What you are asked to do:
Transcribe every line exactly and omit anything that is a picture.

■ ■ ■ ■ ■ ■ ■

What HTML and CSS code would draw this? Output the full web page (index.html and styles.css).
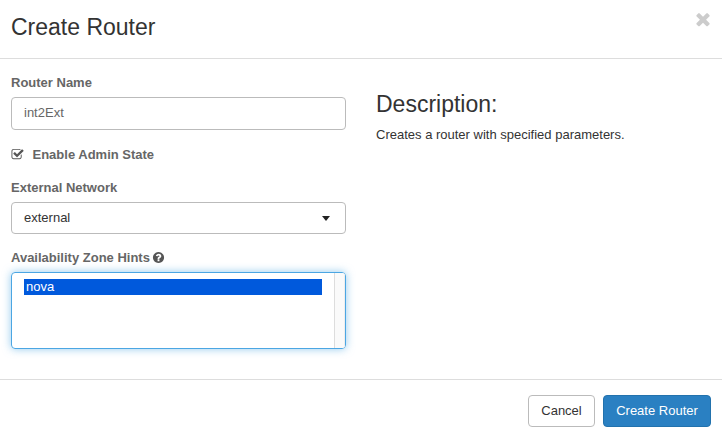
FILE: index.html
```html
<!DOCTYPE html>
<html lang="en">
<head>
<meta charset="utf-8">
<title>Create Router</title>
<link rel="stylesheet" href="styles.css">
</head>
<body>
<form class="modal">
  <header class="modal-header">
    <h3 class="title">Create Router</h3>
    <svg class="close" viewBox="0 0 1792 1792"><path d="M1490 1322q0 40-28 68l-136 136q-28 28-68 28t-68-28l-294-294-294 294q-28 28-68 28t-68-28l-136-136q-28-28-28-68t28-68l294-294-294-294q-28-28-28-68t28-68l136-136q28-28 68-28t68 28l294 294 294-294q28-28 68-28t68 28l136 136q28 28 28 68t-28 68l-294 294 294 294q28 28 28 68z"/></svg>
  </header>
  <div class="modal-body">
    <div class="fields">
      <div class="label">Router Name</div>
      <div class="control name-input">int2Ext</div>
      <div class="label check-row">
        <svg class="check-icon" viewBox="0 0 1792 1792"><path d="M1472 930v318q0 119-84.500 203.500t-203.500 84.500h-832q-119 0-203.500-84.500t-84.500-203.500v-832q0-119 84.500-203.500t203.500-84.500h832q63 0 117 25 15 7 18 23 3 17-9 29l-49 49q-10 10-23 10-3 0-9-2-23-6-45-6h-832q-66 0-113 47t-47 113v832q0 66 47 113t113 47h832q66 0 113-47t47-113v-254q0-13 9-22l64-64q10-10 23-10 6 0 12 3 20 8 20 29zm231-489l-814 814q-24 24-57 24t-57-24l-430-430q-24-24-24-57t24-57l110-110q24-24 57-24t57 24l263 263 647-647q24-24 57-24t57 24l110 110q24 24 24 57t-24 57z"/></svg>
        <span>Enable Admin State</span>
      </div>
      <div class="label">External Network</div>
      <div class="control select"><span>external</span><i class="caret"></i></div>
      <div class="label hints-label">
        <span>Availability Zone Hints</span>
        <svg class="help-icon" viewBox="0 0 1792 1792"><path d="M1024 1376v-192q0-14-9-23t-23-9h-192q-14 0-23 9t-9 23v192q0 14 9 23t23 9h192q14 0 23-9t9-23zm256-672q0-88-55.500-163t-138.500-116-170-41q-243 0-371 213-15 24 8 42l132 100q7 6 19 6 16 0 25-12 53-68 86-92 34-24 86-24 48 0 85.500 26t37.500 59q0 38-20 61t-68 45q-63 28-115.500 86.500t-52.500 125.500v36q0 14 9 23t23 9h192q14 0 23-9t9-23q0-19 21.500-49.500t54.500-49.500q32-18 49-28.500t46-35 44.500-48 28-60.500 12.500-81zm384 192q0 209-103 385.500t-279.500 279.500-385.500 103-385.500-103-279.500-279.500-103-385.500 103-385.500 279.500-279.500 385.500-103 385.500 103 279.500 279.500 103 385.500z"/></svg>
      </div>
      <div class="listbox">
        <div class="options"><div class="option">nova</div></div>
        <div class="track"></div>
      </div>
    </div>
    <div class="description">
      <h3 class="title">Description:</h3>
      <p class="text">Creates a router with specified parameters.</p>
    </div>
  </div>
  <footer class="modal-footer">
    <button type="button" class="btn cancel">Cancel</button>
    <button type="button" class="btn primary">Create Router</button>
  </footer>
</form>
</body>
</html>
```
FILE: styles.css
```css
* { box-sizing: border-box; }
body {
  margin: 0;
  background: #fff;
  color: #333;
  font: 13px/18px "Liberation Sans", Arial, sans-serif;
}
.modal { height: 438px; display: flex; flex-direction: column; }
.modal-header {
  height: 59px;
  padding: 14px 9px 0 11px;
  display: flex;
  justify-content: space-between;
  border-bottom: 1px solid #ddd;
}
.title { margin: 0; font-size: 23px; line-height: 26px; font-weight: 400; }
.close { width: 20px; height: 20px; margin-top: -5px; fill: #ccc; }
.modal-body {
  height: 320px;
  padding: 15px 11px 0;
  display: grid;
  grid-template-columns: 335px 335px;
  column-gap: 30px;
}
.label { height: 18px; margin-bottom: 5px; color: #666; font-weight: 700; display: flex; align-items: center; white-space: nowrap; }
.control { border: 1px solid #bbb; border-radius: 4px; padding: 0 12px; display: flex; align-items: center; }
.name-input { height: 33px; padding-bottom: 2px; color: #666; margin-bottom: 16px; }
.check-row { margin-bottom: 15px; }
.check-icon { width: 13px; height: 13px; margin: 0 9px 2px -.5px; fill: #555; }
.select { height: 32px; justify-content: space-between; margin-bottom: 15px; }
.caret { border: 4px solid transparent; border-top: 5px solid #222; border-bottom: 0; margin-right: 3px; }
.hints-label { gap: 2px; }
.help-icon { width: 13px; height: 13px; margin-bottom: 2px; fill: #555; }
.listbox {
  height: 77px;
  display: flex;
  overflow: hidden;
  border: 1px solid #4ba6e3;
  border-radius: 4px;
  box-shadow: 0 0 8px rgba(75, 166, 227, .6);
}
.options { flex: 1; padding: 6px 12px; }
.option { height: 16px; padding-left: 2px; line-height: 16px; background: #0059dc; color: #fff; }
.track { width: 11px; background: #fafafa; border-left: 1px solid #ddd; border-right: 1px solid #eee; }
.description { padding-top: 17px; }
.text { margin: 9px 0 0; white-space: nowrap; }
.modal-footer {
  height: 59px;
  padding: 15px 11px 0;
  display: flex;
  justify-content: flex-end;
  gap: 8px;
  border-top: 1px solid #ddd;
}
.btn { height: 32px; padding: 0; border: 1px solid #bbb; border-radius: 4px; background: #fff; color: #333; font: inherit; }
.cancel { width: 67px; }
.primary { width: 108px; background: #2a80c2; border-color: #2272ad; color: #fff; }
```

■ ■ ■ ■ ■ ■ ■

Written solution:
What HTML and CSS code would draw this? Output the full web page (index.html and styles.css).
FILE: index.html
```html
<!DOCTYPE html>
<html lang="en">
<head>
<meta charset="utf-8">
<title>Create Router</title>
<link rel="stylesheet" href="styles.css">
</head>
<body>
<form class="modal">
  <header class="modal-header">
    <h3 class="title">Create Router</h3>
    <svg class="close" viewBox="0 0 1792 1792"><path d="M1490 1322q0 40-28 68l-136 136q-28 28-68 28t-68-28l-294-294-294 294q-28 28-68 28t-68-28l-136-136q-28-28-28-68t28-68l294-294-294-294q-28-28-28-68t28-68l136-136q28-28 68-28t68 28l294 294 294-294q28-28 68-28t68 28l136 136q28 28 28 68t-28 68l-294 294 294 294q28 28 28 68z"/></svg>
  </header>
  <div class="modal-body">
    <div class="fields">
      <div class="label">Router Name</div>
      <div class="control name-input">int2Ext</div>
      <div class="label check-row">
        <svg class="check-icon" viewBox="0 0 1792 1792"><path d="M1472 930v318q0 119-84.500 203.500t-203.500 84.500h-832q-119 0-203.500-84.500t-84.500-203.500v-832q0-119 84.500-203.500t203.500-84.500h832q63 0 117 25 15 7 18 23 3 17-9 29l-49 49q-10 10-23 10-3 0-9-2-23-6-45-6h-832q-66 0-113 47t-47 113v832q0 66 47 113t113 47h832q66 0 113-47t47-113v-254q0-13 9-22l64-64q10-10 23-10 6 0 12 3 20 8 20 29zm231-489l-814 814q-24 24-57 24t-57-24l-430-430q-24-24-24-57t24-57l110-110q24-24 57-24t57 24l263 263 647-647q24-24 57-24t57 24l110 110q24 24 24 57t-24 57z"/></svg>
        <span>Enable Admin State</span>
      </div>
      <div class="label">External Network</div>
      <div class="control select"><span>external</span><i class="caret"></i></div>
      <div class="label hints-label">
        <span>Availability Zone Hints</span>
        <svg class="help-icon" viewBox="0 0 1792 1792"><path d="M1024 1376v-192q0-14-9-23t-23-9h-192q-14 0-23 9t-9 23v192q0 14 9 23t23 9h192q14 0 23-9t9-23zm256-672q0-88-55.500-163t-138.500-116-170-41q-243 0-371 213-15 24 8 42l132 100q7 6 19 6 16 0 25-12 53-68 86-92 34-24 86-24 48 0 85.500 26t37.500 59q0 38-20 61t-68 45q-63 28-115.500 86.500t-52.500 125.500v36q0 14 9 23t23 9h192q14 0 23-9t9-23q0-19 21.500-49.500t54.500-49.500q32-18 49-28.500t46-35 44.500-48 28-60.500 12.500-81zm384 192q0 209-103 385.500t-279.500 279.500-385.500 103-385.500-103-279.500-279.500-103-385.500 103-385.500 279.500-279.500 385.500-103 385.500 103 279.500 279.500 103 385.500z"/></svg>
      </div>
      <div class="listbox">
        <div class="options"><div class="option">nova</div></div>
        <div class="track"></div>
      </div>
    </div>
    <div class="description">
      <h3 class="title">Description:</h3>
      <p class="text">Creates a router with specified parameters.</p>
    </div>
  </div>
  <footer class="modal-footer">
    <button type="button" class="btn cancel">Cancel</button>
    <button type="button" class="btn primary">Create Router</button>
  </footer>
</form>
</body>
</html>
```
FILE: styles.css
```css
* { box-sizing: border-box; }
body {
  margin: 0;
  background: #fff;
  color: #333;
  font: 13px/18px "Liberation Sans", Arial, sans-serif;
}
.modal { height: 438px; display: flex; flex-direction: column; }
.modal-header {
  height: 59px;
  padding: 14px 9px 0 11px;
  display: flex;
  justify-content: space-between;
  border-bottom: 1px solid #ddd;
}
.title { margin: 0; font-size: 23px; line-height: 26px; font-weight: 400; }
.close { width: 20px; height: 20px; margin-top: -5px; fill: #ccc; }
.modal-body {
  height: 320px;
  padding: 15px 11px 0;
  display: grid;
  grid-template-columns: 335px 335px;
  column-gap: 30px;
}
.label { height: 18px; margin-bottom: 5px; color: #666; font-weight: 700; display: flex; align-items: center; white-space: nowrap; }
.control { border: 1px solid #bbb; border-radius: 4px; padding: 0 12px; display: flex; align-items: center; }
.name-input { height: 33px; padding-bottom: 2px; color: #666; margin-bottom: 16px; }
.check-row { margin-bottom: 15px; }
.check-icon { width: 13px; height: 13px; margin: 0 9px 2px -.5px; fill: #555; }
.select { height: 32px; justify-content: space-between; margin-bottom: 15px; }
.caret { border: 4px solid transparent; border-top: 5px solid #222; border-bottom: 0; margin-right: 3px; }
.hints-label { gap: 2px; }
.help-icon { width: 13px; height: 13px; margin-bottom: 2px; fill: #555; }
.listbox {
  height: 77px;
  display: flex;
  overflow: hidden;
  border: 1px solid #4ba6e3;
  border-radius: 4px;
  box-shadow: 0 0 8px rgba(75, 166, 227, .6);
}
.options { flex: 1; padding: 6px 12px; }
.option { height: 16px; padding-left: 2px; line-height: 16px; background: #0059dc; color: #fff; }
.track { width: 11px; background: #fafafa; border-left: 1px solid #ddd; border-right: 1px solid #eee; }
.description { padding-top: 17px; }
.text { margin: 9px 0 0; white-space: nowrap; }
.modal-footer {
  height: 59px;
  padding: 15px 11px 0;
  display: flex;
  justify-content: flex-end;
  gap: 8px;
  border-top: 1px solid #ddd;
}
.btn { height: 32px; padding: 0; border: 1px solid #bbb; border-radius: 4px; background: #fff; color: #333; font: inherit; }
.cancel { width: 67px; }
.primary { width: 108px; background: #2a80c2; border-color: #2272ad; color: #fff; }
```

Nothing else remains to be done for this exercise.